Long after you pushed off the park and strolled hands in pocket, walked against the rasp of weary wind beneath a setting sun, you remembered the little girl’s smile, genuine and big.

          When Pepper left, clicked the door and abandoned your house, your heart, you thought you would stay proud and strong. But all you remembered were three words: He’s a dentist.

          Couldn’t she just have said: ‘His name is Jack?’

          Or: ‘We’re done.’

          Why did she have to bring up a profession? Was it a white-collar thing, a comparison: you’re a plumber, he’s a dentist? Didn’t she… was it not… how she said over and over about loving the sand in your hands? Course from plumbing, rousing on her velvet skin. A single touch and her whole body came alive. 

          Yet how swift, so strong, those three words from her mouth.

          But they were not enough to kill your desire. Every dawn, at dusk, clutching the pillow against which you held her as you claimed her one last time, you swallow the fullness of her lips, interlock your legs with hers.

          Finding solace in the park is different, much less primitive than your first instinct to go as far as possible, to Africa, to a place you could sleep with lions, swim with crocs, at sundown in some wildlife lodge.
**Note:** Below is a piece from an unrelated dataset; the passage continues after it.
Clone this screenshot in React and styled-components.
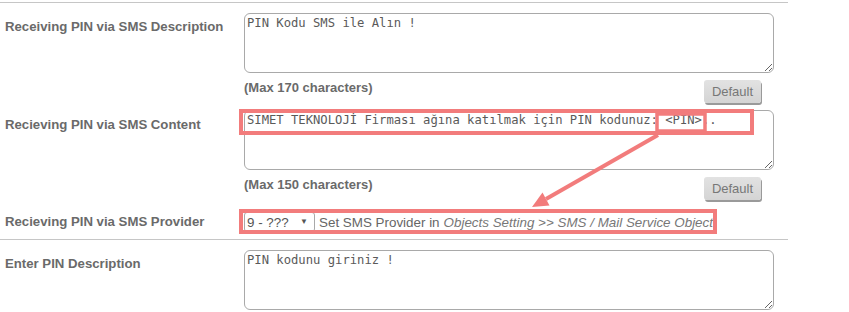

Perhaps it was a death wish. Hippos are, after all, the biggest killers of humans in the wild.

          You’d even got a brochure from the girl with canary-yellow hair and gazelle legs in shimmering tights at the travel agency. She was dressed like a teenager. Easy rapport. You allowed her to talk you into a cultural experience in the heart of some jungle full of trails and hills and a meander of rivers.

          ‘It’s more than scenic,’ she cooed, oblivious to the sudden tears stuck in your eyes.

          She was on a yarn about how the safari escapade would make you happy, breathless, safe and wild when you shot to your feet, hands balled into fists.

          But your voice was full of implore: ‘Could I please not?’

          At the door, you tripped past an incoming client wearing a floral dress and a fedora.

          The whip of wind on your face was a welcome distraction from the shock of solitude that suddenly struck you.

*

You circle a few blocks, hands in pocket still. The night is red, angry. A side street. The creak of a door. A cat drifts out like a ghost. Shimmers of rain…

          You walk until your headache washes away.

     You turn the lock to your apartment. In bed, you wonder about the streets. People. There must have been people.  But you cannot remember them, same as you cannot remember how heavy the rain. You were drenched when you got home.

     You make a mental note to visit your mother at the nursing home, bring her flowers, even though she will gaze out the window and refuse to acknowledge your presence.

     You contemplate the girl in the park, her lips like the bows of a ribbon, her eyes wide with the curiosity of childhood.

     You wonder how she will turn out. Will she grow into a woman with long, long legs that climb out of boots to her navel, who wears a musky rose fragrance with a hint of cedar, who likes gold highlights on a sidewise fringe, who loves with no borders and then in a twink whispers three words of change: He’s a dentist?